INPUT DATA.

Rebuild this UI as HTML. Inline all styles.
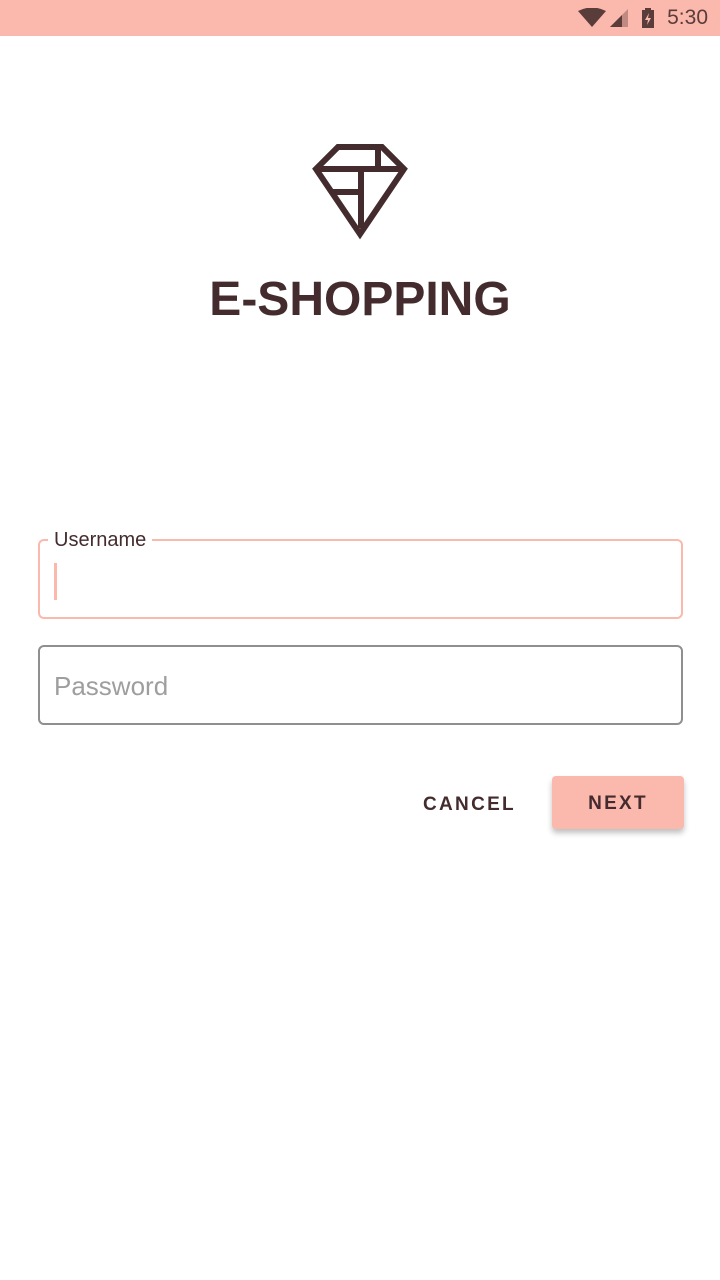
<!DOCTYPE html>
<html><head><style>
body{margin:0;width:720px;height:1280px;background:#fff;font-family:"Liberation Sans",sans-serif;position:relative;overflow:hidden}
.sb{position:absolute;top:0;left:0;width:720px;height:36px;background:#fbb8ac}
.time{position:absolute;right:12px;top:6px;font-size:21px;color:#5a3c3a}
.title{position:absolute;top:272px;left:0;width:720px;text-align:center;font-size:48px;font-weight:bold;color:#442c2e}
.f{position:absolute;left:38px;width:645px;height:80px;border-radius:6px;box-sizing:border-box}
.u{top:539px;border:2.5px solid #fbb8ac}
.p{top:645px;border:2px solid #8f8f8f}
.lbl{position:absolute;left:48px;top:529px;background:#fff;padding:0 6px;font-size:20px;color:#442c2e}
.caret{position:absolute;left:54px;top:563px;width:3px;height:37px;background:#fbb8ac}
.ph{position:absolute;left:54px;top:671px;font-size:26px;color:#9e9e9e}
.cancel{position:absolute;left:423px;top:794px;font-size:19px;font-weight:bold;letter-spacing:2.3px;color:#442c2e}
.next{position:absolute;left:552px;top:776px;width:132px;height:53px;background:#fbb8ac;border-radius:4px;box-shadow:0 4px 6px rgba(0,0,0,.25);text-align:center;line-height:56px;font-size:19px;font-weight:bold;letter-spacing:2.3px;color:#442c2e}
</style></head><body>
<div class="sb">
<svg style="position:absolute;left:578px;top:8px" width="80" height="20">
<path d="M0 3 Q14 -4 28 3 L14 19 Z" fill="#5a3c3a"/>
<path d="M32 19 L50 19 L50 1 Z" fill="#c08a82"/><path d="M32 19 L44 19 L44 7 Z" fill="#5a3c3a"/>
<rect x="64" y="2" width="12" height="18" fill="#5a3c3a"/><rect x="67" y="0" width="6" height="3" fill="#5a3c3a"/>
<path d="M71 5 L67 12 L70 12 L69 17 L73 10 L70 10 Z" fill="#fbb8ac"/>
</svg>
<div class="time">5:30</div></div>
<svg style="position:absolute;left:0;top:0" width="720" height="260">
<g fill="none" stroke="#442c2e" stroke-width="6" stroke-linejoin="miter">
<path d="M338 147 L382 147 L404 169 L360 234 L316 169 Z"/>
<path d="M316 169 L404 169"/>
<path d="M378 147 L378 169"/>
<path d="M361 169 L361 228"/>
<path d="M331 192 L361 192"/>
</g></svg>
<div class="title">E-SHOPPING</div>
<div class="f u"></div>
<div class="lbl">Username</div>
<div class="caret"></div>
<div class="f p"></div>
<div class="ph">Password</div>
<div class="cancel">CANCEL</div>
<div class="next">NEXT</div>
</body></html>
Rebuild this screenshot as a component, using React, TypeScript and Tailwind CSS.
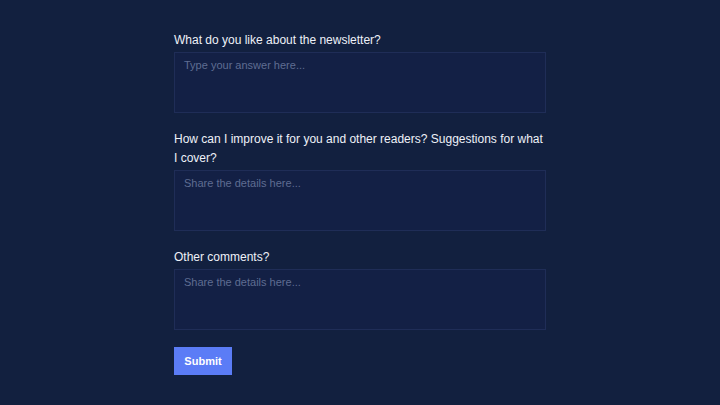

SET EXERCISE.
Omit the pictures, then output the rest of the listing exactly.

TASK RESULT.
Rebuild this UI as HTML. Inline all styles.
<!DOCTYPE html>
<html><head><style>
body{margin:0;width:720px;height:1280px;background:#fff;font-family:"Liberation Sans",sans-serif;position:relative;overflow:hidden}
.sb{position:absolute;top:0;left:0;width:720px;height:36px;background:#fbb8ac}
.time{position:absolute;right:12px;top:6px;font-size:21px;color:#5a3c3a}
.title{position:absolute;top:272px;left:0;width:720px;text-align:center;font-size:48px;font-weight:bold;color:#442c2e}
.f{position:absolute;left:38px;width:645px;height:80px;border-radius:6px;box-sizing:border-box}
.u{top:539px;border:2.5px solid #fbb8ac}
.p{top:645px;border:2px solid #8f8f8f}
.lbl{position:absolute;left:48px;top:529px;background:#fff;padding:0 6px;font-size:20px;color:#442c2e}
.caret{position:absolute;left:54px;top:563px;width:3px;height:37px;background:#fbb8ac}
.ph{position:absolute;left:54px;top:671px;font-size:26px;color:#9e9e9e}
.cancel{position:absolute;left:423px;top:794px;font-size:19px;font-weight:bold;letter-spacing:2.3px;color:#442c2e}
.next{position:absolute;left:552px;top:776px;width:132px;height:53px;background:#fbb8ac;border-radius:4px;box-shadow:0 4px 6px rgba(0,0,0,.25);text-align:center;line-height:56px;font-size:19px;font-weight:bold;letter-spacing:2.3px;color:#442c2e}
</style></head><body>
<div class="sb">
<svg style="position:absolute;left:578px;top:8px" width="80" height="20">
<path d="M0 3 Q14 -4 28 3 L14 19 Z" fill="#5a3c3a"/>
<path d="M32 19 L50 19 L50 1 Z" fill="#c08a82"/><path d="M32 19 L44 19 L44 7 Z" fill="#5a3c3a"/>
<rect x="64" y="2" width="12" height="18" fill="#5a3c3a"/><rect x="67" y="0" width="6" height="3" fill="#5a3c3a"/>
<path d="M71 5 L67 12 L70 12 L69 17 L73 10 L70 10 Z" fill="#fbb8ac"/>
</svg>
<div class="time">5:30</div></div>
<svg style="position:absolute;left:0;top:0" width="720" height="260">
<g fill="none" stroke="#442c2e" stroke-width="6" stroke-linejoin="miter">
<path d="M338 147 L382 147 L404 169 L360 234 L316 169 Z"/>
<path d="M316 169 L404 169"/>
<path d="M378 147 L378 169"/>
<path d="M361 169 L361 228"/>
<path d="M331 192 L361 192"/>
</g></svg>
<div class="title">E-SHOPPING</div>
<div class="f u"></div>
<div class="lbl">Username</div>
<div class="caret"></div>
<div class="f p"></div>
<div class="ph">Password</div>
<div class="cancel">CANCEL</div>
<div class="next">NEXT</div>
</body></html>
Rebuild this screenshot as a component, using React, TypeScript and Tailwind CSS.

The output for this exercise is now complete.